The Rationale for Checking

  1. רש״י says the obligation to check for ḥametz is to avoid a violation of בל יראה ובל ימצא.
  2. This opinion is challenged by תוספות because we hold that, in order to avoid such a violation מדאורייתא, it is enough to nullify the ḥametz you own in your heart. Later in the גמרא we will see that checking is not enough, and one is still required to nullify. As such it should be impossible to avoid a violation just by checking alone.
  3. The ר״ן defends רש״י’s opinion by claiming that the obligation to nullify even after checking for hametz is מדרבנן. One could fulfill the obligation מדאורייתא with either checking or nullifying. The reason חז״ל required one to also nullify was in case someone finds an appealing cake in a place that it normally wouldn’t be.

Ran: Further Clarification of Nullification (ביטול) and Removal (ביעור) of Ḥametz

The ר״ן then says that he see there is a lot of confusion around this topic and so, he further clarifies:

  1. The source for the nullification of ḥametz is either from תשביתו שאור מבתיכם (שמות י״ב) according to רש״י and apparent from אונקלוס, or from לא יראה לך according to תוספות based on a ספרי.
  2. Nullification is similar to הפקר but not actually the same thing, since:
    1. we see it can be done in one’s heart (without verbally saying so).
    2. Declaring one’s property “like the dust of the earth” would not be enough to actually make it הפקר.
    3. According to R’ Yossi, הפקר only leaves your possession when someone else takes it.
    4. This is because ḥametz during Pesaḥ is not really in one’s possession. As such it’s easier to rid oneself of it.
  3. Proofs that checking for and removing of ḥametz works:
    1. The גמרא later asks where we learn out that the checking should be done with a candle?
    2. There is a מחלוקת whether the ביעור must be done through burning, or if any form of destruction is enough and they compared it to נותר. This distinction and comparison only makes sense if we’re discussing a דאורייתא.
  4. The case רש״י is referring to is where one didn’t do ביטול, so בדיקה and ביעור are required מדאורייתא.
  5. The תנא of the משנה is of the opinion you can be יוצא ידי חובה even מדרבנן with בדיקה וביעור.
  6. Even though ביטול is enough מדאורייתא, our Sages saw fit to require בדיקה וביעור.
    1. Possibly because ביטול is done in one’s thoughts, and they were worried people would be lenient and not completely from their hearts, so they also required them to check and remove, which is also sufficient מדאורייתא.
    2. Possible they were worried that if someone had ḥamets lying around their house, they would come to accidentally eat it on Pesaḥ.
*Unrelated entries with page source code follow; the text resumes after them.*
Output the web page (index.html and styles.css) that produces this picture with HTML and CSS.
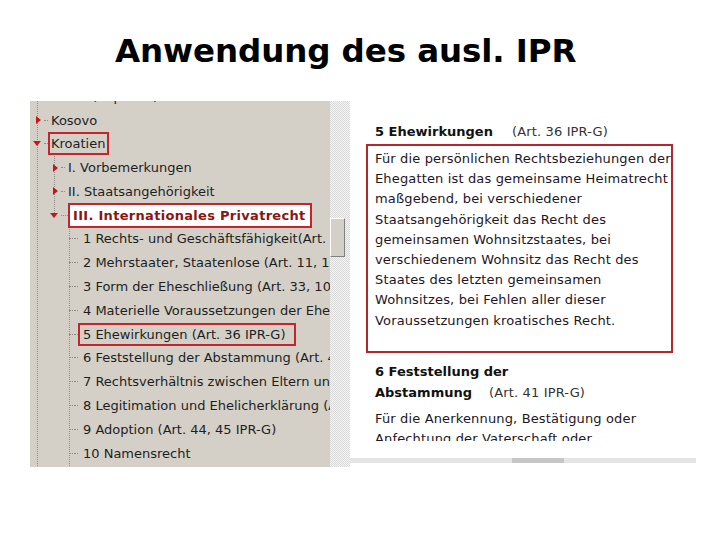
FILE: index.html
```html
<!DOCTYPE html>
<html lang="de">
<head>
<meta charset="utf-8">
<title>Anwendung des ausl. IPR</title>
<link rel="stylesheet" href="styles.css">
</head>
<body>
<h1 class="title">Anwendung des ausl. IPR</h1>
<div class="window">
  <div class="tree">
    <div class="rows">
      <div class="row l1"><span class="tw r"></span><span class="cn"></span><span class="lb">Korea (Republik)</span></div>
      <div class="row l1"><span class="tw r"></span><span class="cn"></span><span class="lb">Kosovo</span></div>
      <div class="row l1"><span class="tw d"></span><span class="cn"></span><span class="lb boxed">Kroatien</span></div>
      <div class="row l2"><span class="tw r"></span><span class="cn"></span><span class="lb">I. Vorbemerkungen</span></div>
      <div class="row l2"><span class="tw r"></span><span class="cn"></span><span class="lb">II. Staatsangehörigkeit</span></div>
      <div class="row l2"><span class="tw d"></span><span class="cn wide"></span><span class="lb sel">III. Internationales Privatrecht</span></div>
      <div class="row l3"><span class="tw n"></span><span class="cn"></span><span class="lb">1 Rechts- und Geschäftsfähigkeit(Art. 14 IPR-G)</span></div>
      <div class="row l3"><span class="tw n"></span><span class="cn"></span><span class="lb">2 Mehrstaater, Staatenlose (Art. 11, 12 IPR-G)</span></div>
      <div class="row l3"><span class="tw n"></span><span class="cn"></span><span class="lb">3 Form der Eheschließung (Art. 33, 102 IPR-G)</span></div>
      <div class="row l3"><span class="tw n"></span><span class="cn"></span><span class="lb">4 Materielle Voraussetzungen der Eheschließung</span></div>
      <div class="row l3"><span class="tw n"></span><span class="cn"></span><span class="lb boxed5">5 Ehewirkungen (Art. 36 IPR-G)</span></div>
      <div class="row l3"><span class="tw n"></span><span class="cn"></span><span class="lb">6 Feststellung der Abstammung (Art. 41 IPR-G)</span></div>
      <div class="row l3"><span class="tw n"></span><span class="cn"></span><span class="lb">7 Rechtsverhältnis zwischen Eltern und Kindern</span></div>
      <div class="row l3"><span class="tw n"></span><span class="cn"></span><span class="lb">8 Legitimation und Ehelicherklärung (Art. 42 IPR-G)</span></div>
      <div class="row l3"><span class="tw n"></span><span class="cn"></span><span class="lb">9 Adoption (Art. 44, 45 IPR-G)</span></div>
      <div class="row l3"><span class="tw n"></span><span class="cn"></span><span class="lb">10 Namensrecht</span></div>
    </div>
  </div>
  <div class="vscroll"><div class="thumb"></div></div>
  <div class="content">
    <div class="view">
      <div class="h">5 Ehewirkungen<span class="art">(Art. 36 IPR-G)</span></div>
      <div class="redbox">
        <p class="txt">Für die persönlichen Rechtsbeziehungen der<br>Ehegatten ist das gemeinsame Heimatrecht<br>maßgebend, bei verschiedener<br>Staatsangehörigkeit das Recht des<br>gemeinsamen Wohnsitzstaates, bei<br>verschiedenem Wohnsitz das Recht des<br>Staates des letzten gemeinsamen<br>Wohnsitzes, bei Fehlen aller dieser<br>Voraussetzungen kroatisches Recht.</p>
      </div>
      <div class="h h6">6 Feststellung der<br>Abstammung<span class="art a2">(Art. 41 IPR-G)</span></div>
      <p class="txt t2">Für die Anerkennung, Bestätigung oder<br>Anfechtung der Vaterschaft oder<br>Mutterschaft ist das Recht</p>
    </div>
    <div class="hbar"><div class="hthumb"></div></div>
  </div>
</div>
</body>
</html>
```

FILE: styles.css
```css
html, body {
  margin: 0;
  padding: 0;
  background: #fff;
}
body {
  width: 720px;
  height: 540px;
  overflow: hidden;
  font-family: "DejaVu Sans", Verdana, sans-serif;
}
.title {
  margin: 31px 0 0 0;
  padding-left: 115px;
  font-size: 32.5px;
  line-height: 41px;
  font-weight: bold;
  color: #000;
  letter-spacing: -0.1px;
}
.window {
  display: flex;
  margin-top: 29px;
  margin-left: 30px;
}
.tree {
  width: 300px;
  height: 366px;
  overflow: hidden;
  background-color: #d4d0c8;
  background-image:
    repeating-linear-gradient(to bottom, #8f8c86 0 1px, transparent 1px 2px),
    repeating-linear-gradient(to bottom, #8f8c86 0 1px, transparent 1px 2px),
    repeating-linear-gradient(to bottom, #8f8c86 0 1px, transparent 1px 2px);
  background-size: 1px 100%, 1px 60px, 1px 100%;
  background-position: 7px 0, 24px 55px, 39px 128px;
  background-repeat: no-repeat;
}
.rows {
  margin-top: -16.7px;
}
.row {
  display: flex;
  align-items: center;
  height: 23.8px;
  white-space: nowrap;
  font-size: 13px;
  color: #1e1e1e;
}
.l1 { padding-left: 0; }
.l2 { padding-left: 17px; }
.l3 { padding-left: 34px; }
.tw {
  flex: none;
  width: 14px;
  height: 14px;
  display: flex;
  align-items: center;
  justify-content: center;
}
.l3 .tw { width: 11px; justify-content: flex-end; }
.tw.r::before {
  content: "";
  width: 0;
  height: 0;
  border-left: 5px solid #c8141e;
  border-top: 4.5px solid transparent;
  border-bottom: 4.5px solid transparent;
  margin-left: 2px;
}
.tw.d::before {
  content: "";
  width: 0;
  height: 0;
  border-top: 5px solid #c8141e;
  border-left: 4.5px solid transparent;
  border-right: 4.5px solid transparent;
}
.tw.n::before {
  content: "";
  width: 6px;
  border-top: 1px dotted #8f8c86;
}
.cn {
  flex: none;
  width: 4px;
  border-top: 1px dotted #8f8c86;
}
.l3 .cn { width: 3px; }
.cn.wide { width: 7px; }
.lb {
  border: 2px solid transparent;
  padding: 0 2px 0 1px;
  line-height: 19px;
}
.l3 .lb { padding-left: 3px; }
.lb.boxed { border-color: #c0262c; }
.lb.boxed5 { border-color: #c0262c; padding-right: 8px; }
.lb.sel {
  background: #fff;
  border-color: #c0262c;
  color: #8e1414;
  font-weight: bold;
  padding: 1px 4px 1px 3px;
  letter-spacing: 0.3px;
}
.vscroll {
  width: 20px;
  height: 366px;
  background-color: #ececec;
  background-image: repeating-conic-gradient(#d8d8d8 0 25%, #f6f6f6 0 50%);
  background-size: 2px 2px;
}
.thumb {
  width: 13px;
  height: 37px;
  margin-top: 117px;
  background: #d4d0c8;
  border-top: 1px solid #fff;
  border-left: 1px solid #fff;
  border-right: 1px solid #808080;
  border-bottom: 1px solid #808080;
}
.content {
  width: 346px;
  display: flex;
  flex-direction: column;
}
.view {
  height: 340px;
  overflow: hidden;
  padding-left: 25px;
  padding-top: 21px;
  box-sizing: border-box;
}
.h {
  font-size: 13px;
  font-weight: bold;
  line-height: 20px;
  color: #111;
  white-space: nowrap;
}
.art {
  font-weight: normal;
  color: #333;
  margin-left: 19px;
  letter-spacing: 0.15px;
}
.a2 { margin-left: 17px; }
.h6 {
  line-height: 21px;
  margin-top: 8px;
}
.redbox {
  margin: 2px 0 0 -9px;
  width: 307px;
  height: 209px;
  box-sizing: border-box;
  border: 2px solid #b5262e;
  padding: 3px 0 0 7px;
}
.txt {
  margin: 0;
  font-size: 13px;
  line-height: 20.2px;
  letter-spacing: 0.15px;
  color: #24161f;
  white-space: nowrap;
}
.t2 { margin-top: 6px; }
.hbar {
  margin-top: 17px;
  height: 5px;
  background: #e4e4e4;
}
.hthumb {
  width: 52px;
  height: 5px;
  margin-left: 162px;
  background: #c6c6c6;
}
```
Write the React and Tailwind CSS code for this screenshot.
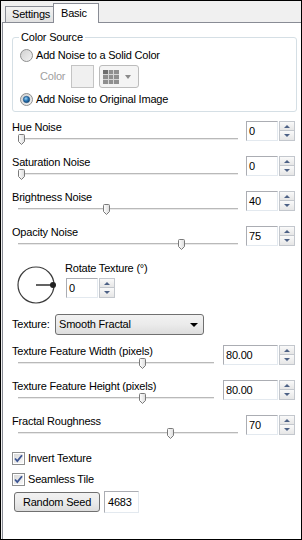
const Radio = ({ checked }) => (
  <svg width="13" height="13" viewBox="0 0 13 13" className="shrink-0">
    <defs>
      <linearGradient id={checked ? "rg1" : "rg0"} x1="0" y1="0" x2="1" y2="1">
        <stop offset="0" stopColor="#cfcfcf" />
        <stop offset="1" stopColor="#f4f4f4" />
      </linearGradient>
      <radialGradient id="rdot" cx="0.4" cy="0.35" r="0.7">
        <stop offset="0" stopColor="#9fd3f5" />
        <stop offset="0.5" stopColor="#2a79b8" />
        <stop offset="1" stopColor="#10406e" />
      </radialGradient>
    </defs>
    <circle cx="6.5" cy="6.5" r="6" fill={`url(#${checked ? "rg1" : "rg0"})`} stroke="#8e8f8f" />
    {checked && <circle cx="6.5" cy="6.5" r="3.2" fill="url(#rdot)" stroke="#1b4f80" strokeWidth="0.6" />}
  </svg>
);

const Checkbox = () => (
  <svg width="13" height="13" viewBox="0 0 13 13" className="shrink-0">
    <defs>
      <linearGradient id="cbg" x1="0" y1="0" x2="1" y2="1">
        <stop offset="0" stopColor="#d9d9d9" />
        <stop offset="1" stopColor="#f7f7f7" />
      </linearGradient>
    </defs>
    <rect x="0.5" y="0.5" width="12" height="12" fill="#fff" stroke="#8e8f8f" />
    <rect x="2" y="2" width="9" height="9" fill="url(#cbg)" />
    <path d="M3 6.5 L5.3 9 L10 3.2" fill="none" stroke="#3c5593" strokeWidth="1.8" />
  </svg>
);

const Spin = ({ value, w = "w-[32px]" }) => (
  <div className="flex shrink-0">
    <div className={`${w} h-[20px] border border-[#abadb3] border-r-[#e3e9ef] border-b-[#e3e9ef] bg-white pl-[2px] leading-[18px] text-[11px]`}>
      {value}
    </div>
    <div className="w-[16px] h-[20px] flex flex-col ml-px">
      <div className="h-[10px] border border-[#c3c7cd] bg-gradient-to-b from-[#fafafa] to-[#e6e6e6] flex items-center justify-center">
        <div className="w-0 h-0 border-l-[3px] border-r-[3px] border-b-[3px] border-l-transparent border-r-transparent border-b-[#4d6185]" />
      </div>
      <div className="h-[10px] border border-t-0 border-[#c3c7cd] bg-gradient-to-b from-[#fafafa] to-[#e6e6e6] flex items-center justify-center">
        <div className="w-0 h-0 border-l-[3px] border-r-[3px] border-t-[3px] border-l-transparent border-r-transparent border-t-[#4d6185]" />
      </div>
    </div>
  </div>
);

const Slider = ({ w, frac }) => (
  <div className="relative h-[12px] ml-[6px]" style={{ width: w }}>
    <div className="absolute left-0 right-0 top-[4px] h-[2px] bg-[#b9b9b9] border-b border-[#e9e9e9]" />
    <svg
      width="7"
      height="11"
      viewBox="0 0 7 11"
      className="absolute top-0"
      style={{ left: Math.round(frac * (w - 7)) }}
    >
      <defs>
        <linearGradient id="thumb" x1="0" y1="0" x2="1" y2="0">
          <stop offset="0" stopColor="#ffffff" />
          <stop offset="1" stopColor="#dcdcdc" />
        </linearGradient>
      </defs>
      <path d="M0.5 1.5 Q0.5 0.5 1.5 0.5 H5.5 Q6.5 0.5 6.5 1.5 V7.5 L3.5 10.5 L0.5 7.5 Z" fill="url(#thumb)" stroke="#7a7a7a" />
    </svg>
  </div>
);

const SliderRow = ({ label, value, frac, trackW, boxW }) => (
  <div className="flex items-start h-[35px]">
    <div className="flex-1 flex flex-col">
      <div className="h-[13px] leading-[13px]">{label}</div>
      <Slider w={trackW} frac={frac} />
    </div>
    <Spin value={value} w={boxW} />
  </div>
);

export default function App() {
  return (
    <div className="w-[302px] h-[540px] border border-black bg-[#f0f0f0] flex flex-col pl-[1px] text-[11px] tracking-[-0.2px] text-black font-['Liberation_Sans',Arial,sans-serif]">
      {/* tab strip */}
      <div className="h-[21px] flex items-end pl-[3px]">
        <div className="w-[49px] h-[16px] border border-b-0 border-[#898c95] bg-gradient-to-b from-[#f3f3f3] to-[#e1e1e1] pl-[6px] leading-[15px]">
          Settings
        </div>
        <div className="relative z-10 -ml-px -mb-px w-[46px] h-[20px] border border-b-0 border-[#898c95] bg-white pl-[7px] leading-[19px]">
          Basic
        </div>
      </div>

      <div className="flex-1 border border-b-0 border-r-0 border-[#898c95] bg-white pl-[9px] pr-[6px]">
        {/* Color Source group */}
        <div className="relative mt-[14px] -mr-[2px] h-[75px] border border-[#d5dfe5] rounded-[3px]">
          <span className="absolute -top-[7px] left-[6px] bg-white px-[2px] leading-[13px]">Color Source</span>
          <div className="flex items-center h-[13px] mt-[11px] pl-[7px]">
            <Radio />
            <span className="ml-[3px] leading-[13px]">Add Noise to a Solid Color</span>
          </div>
          <div className="flex items-center mt-[3px] pl-[27px]">
            <span className="w-[31px] text-[#a0a0a0]">Color</span>
            <div className="w-[23px] h-[23px] border border-[#c4c4c4] bg-[#f0f0f0]" />
            <div className="ml-[5px] w-[40px] h-[23px] border border-[#bcbcbc] rounded-[3px] bg-[#f4f4f4] flex items-center pl-[3px]">
              <svg width="16" height="14" viewBox="0 0 16 14">
                <rect x="0" y="0" width="16" height="14" fill="#8f8f8f" />
                <rect x="0" y="0" width="5" height="4" fill="#6f6f6f" />
                <path d="M5.5 0 V14 M10.5 0 V14 M0 4.5 H16 M0 9.5 H16" stroke="#d6d6d6" />
              </svg>
              <div className="ml-[6px] w-0 h-0 border-l-[3.5px] border-r-[3.5px] border-t-[4px] border-l-transparent border-r-transparent border-t-[#8a8a8a]" />
            </div>
          </div>
          <div className="flex items-center h-[13px] mt-[5px] pl-[7px]">
            <Radio checked />
            <span className="ml-[3px] leading-[13px]">Add Noise to Original Image</span>
          </div>
        </div>

        <div className="mt-[9px]">
          <SliderRow label="Hue Noise" value="0" frac={0} trackW={220} />
          <SliderRow label="Saturation Noise" value="0" frac={0} trackW={220} />
          <SliderRow label="Brightness Noise" value="40" frac={0.4} trackW={220} />
          <SliderRow label="Opacity Noise" value="75" frac={0.75} trackW={220} />
        </div>

        {/* Rotate texture */}
        <div className="flex items-start mt-[4px]">
          <svg width="40" height="40" viewBox="0 0 40 40" className="ml-[4px] shrink-0">
            <circle cx="20" cy="20" r="18" fill="none" stroke="#3c3c3c" strokeWidth="1.2" />
            <line x1="20" y1="20" x2="37" y2="20" stroke="#3c3c3c" strokeWidth="1.6" />
            <circle cx="37" cy="20" r="3" fill="#222" />
          </svg>
          <div className="ml-[9px] -mt-[3px] flex flex-col">
            <div className="h-[13px] leading-[13px]">Rotate Texture (°)</div>
            <div className="mt-[3px] ml-[1px]">
              <Spin value="0" w="w-[32px]" />
            </div>
          </div>
        </div>

        {/* Texture dropdown */}
        <div className="flex items-center mt-[9px]">
          <span className="w-[43px]">Texture:</span>
          <div className="w-[149px] h-[21px] border border-[#707070] rounded-[3px] bg-gradient-to-b from-[#f2f2f2] via-[#ebebeb] to-[#dddddd] flex items-center pl-[3px] pr-[5px]">
            <span className="flex-1">Smooth Fractal</span>
            <div className="w-0 h-0 border-l-[4px] border-r-[4px] border-t-[4px] border-l-transparent border-r-transparent border-t-black" />
          </div>
        </div>

        <div className="mt-[10px]">
          <SliderRow label="Texture Feature Width (pixels)" value="80.00" frac={0.64} trackW={196} boxW="w-[55px]" />
          <SliderRow label="Texture Feature Height (pixels)" value="80.00" frac={0.64} trackW={196} boxW="w-[55px]" />
          <SliderRow label="Fractal Roughness" value="70" frac={0.7} trackW={220} />
        </div>

        <div className="flex items-center h-[13px] mt-[2px]">
          <Checkbox />
          <span className="ml-[3px]">Invert Texture</span>
        </div>
        <div className="flex items-center h-[13px] mt-[8px]">
          <Checkbox />
          <span className="ml-[3px]">Seamless Tile</span>
        </div>

        <div className="flex items-center mt-[5px]">
          <button className="ml-[2px] w-[86px] h-[20px] border border-[#707070] rounded-[3px] bg-gradient-to-b from-[#f2f2f2] via-[#ebebeb] to-[#dddddd] text-[11px] tracking-[-0.2px]">
            Random Seed
          </button>
          <div className="ml-[4px] w-[35px] h-[22px] border border-[#abadb3] border-r-[#e3e9ef] border-b-[#e3e9ef] bg-white pl-[3px] leading-[20px]">
            4683
          </div>
        </div>
      </div>
    </div>
  );
}
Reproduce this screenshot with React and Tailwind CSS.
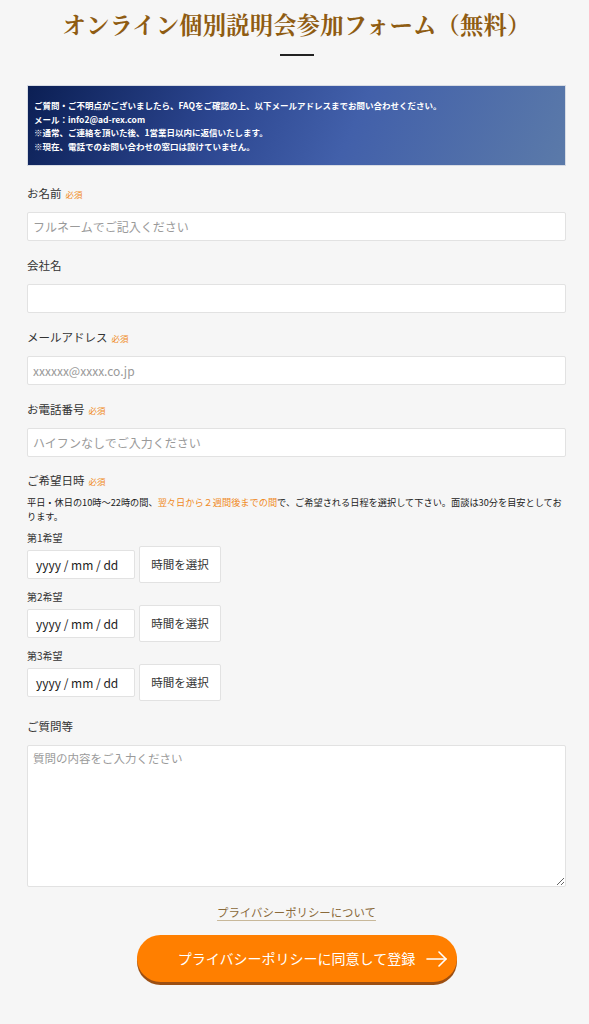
import React from "react";

const font = { fontFamily: '"Noto Sans CJK JP", "Noto Sans", sans-serif' };

function Label({ children, required }) {
  return (
    <div className="flex items-center h-[18px] mb-[9px]">
      <span className="text-[11.5px] text-[#333]">{children}</span>
      {required && <span className="ml-[4px] text-[8.5px] text-[#f08a24]">必須</span>}
    </div>
  );
}

function TextInput({ placeholder }) {
  return (
    <input
      type="text"
      placeholder={placeholder}
      className="block w-full h-[29px] bg-white border border-[#e2e2e2] rounded-[2px] px-[5px] text-[12px] text-[#333] placeholder:text-[#9a9a9a] outline-none"
      style={font}
    />
  );
}

function DateRow({ label, first }) {
  return (
    <div className={first ? "mt-[7px]" : "mt-[6px]"}>
      <div className="h-[14px] flex items-center text-[10px] text-[#333]">{label}</div>
      <div className="flex items-center gap-[4px] mt-[2px]">
        <div className="w-[108px] h-[29px] bg-white border border-[#e2e2e2] rounded-[2px] flex items-center pl-[8px] text-[12px] text-[#222]">
          yyyy / mm / dd
        </div>
        <div className="w-[82px] h-[37px] bg-white border border-[#e2e2e2] rounded-[2px] flex items-center justify-center text-[11.5px] text-[#333]">
          時間を選択
        </div>
      </div>
    </div>
  );
}

export default function App() {
  return (
    <div className="min-h-[1024px] bg-[#f6f6f6] w-full" style={font}>
      <div className="pl-[27px] pr-[23px] pb-[40px]">
        <h1 className="pt-[6px] h-[42px] text-center text-[23.3px] leading-[36px] font-bold text-[#8f5c12] tracking-[0.2px]" style={{ fontFamily: '"Noto Serif CJK JP", "Noto Sans CJK JP", serif' }}>
          オンライン個別説明会参加フォーム（無料）
        </h1>
        <div className="mx-auto mt-[12px] w-[34px] h-[2px] bg-[#222]" />
        <div className="mt-[29px] h-[81px] border border-[#d8dce4] bg-[linear-gradient(115deg,#0b1f54_0%,#2c4690_35%,#4260aa_60%,#5b7aa9_100%)] pt-[13px] pl-[6px] text-white font-bold text-[8.5px] leading-[13.7px]">
          <div>ご質問・ご不明点がございましたら、FAQをご確認の上、以下メールアドレスまでお問い合わせください。</div>
          <div>メール：info2@ad-rex.com</div>
          <div>※通常、ご連絡を頂いた後、1営業日以内に返信いたします。</div>
          <div>※現在、電話でのお問い合わせの窓口は設けていません。</div>
        </div>

        <div className="mt-[19px]">
          <Label required>お名前</Label>
          <TextInput placeholder="フルネームでご記入ください" />
        </div>
        <div className="mt-[16px]">
          <Label>会社名</Label>
          <TextInput placeholder="" />
        </div>
        <div className="mt-[16px]">
          <Label required>メールアドレス</Label>
          <TextInput placeholder="xxxxxx@xxxx.co.jp" />
        </div>
        <div className="mt-[16px]">
          <Label required>お電話番号</Label>
          <TextInput placeholder="ハイフンなしでご入力ください" />
        </div>

        <div className="mt-[15px]">
          <div className="flex items-center h-[18px]">
            <span className="text-[11.5px] text-[#333]">ご希望日時</span>
            <span className="ml-[4px] text-[8.5px] text-[#f08a24]">必須</span>
          </div>
          <p className="mt-[5px] text-[9.2px] leading-[14px] text-[#222]">
            平日・休日の10時～22時の間、<span className="text-[#f08a24]">翌々日から２週間後までの間</span>で、ご希望される日程を選択して下さい。面談は30分を目安としております。
          </p>
          <DateRow label="第1希望" first />
          <DateRow label="第2希望" />
          <DateRow label="第3希望" />
        </div>

        <div className="mt-[17px]">
          <Label>ご質問等</Label>
          <textarea
            placeholder="質問の内容をご入力ください"
            className="block w-full h-[142px] bg-white border border-[#e2e2e2] rounded-[2px] px-[5px] py-[4px] text-[11.5px] text-[#333] placeholder:text-[#9a9a9a] outline-none"
            style={font}
          />
        </div>

        <div className="mt-[11px] text-center">
          <span className="text-[11.4px] text-[#8a6a3a] underline decoration-[#c8b89a] underline-offset-[3px]">
            プライバシーポリシーについて
          </span>
        </div>

        <div className="mt-[13px] flex justify-center">
          <div className="relative w-[320px] h-[47px] rounded-full bg-[#ff7f00] shadow-[0_3px_0_#9c4f12] flex items-center justify-center text-white text-[14px]">
            プライバシーポリシーに同意して登録
            <svg className="absolute right-[9px] top-1/2 -translate-y-1/2" width="22" height="16" viewBox="0 0 22 16" fill="none" stroke="white" strokeWidth="1.6" strokeLinecap="round" strokeLinejoin="round">
              <path d="M1 8 H20" />
              <path d="M13 1 L20 8 L13 15" />
            </svg>
          </div>
        </div>
      </div>
    </div>
  );
}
Limits of the Obligation to Check

  1. The obligation to check for ḥametz only applies to places where there is known ḥametz or where it is normal to bring ḥametz.
  2. It is impossible that the חשש of finding an appealing cake would cause someone to have retroactively violated בל יראה ובל ימצא because the Torah relies on חזקה. And if one has checked his property in all places where there is known or likely ḥametz, he has fulfilled his obligation.
  3. The חשש must therefore refer to the time from between his accidental finding of ḥametz during Pesaḥ and its destruction.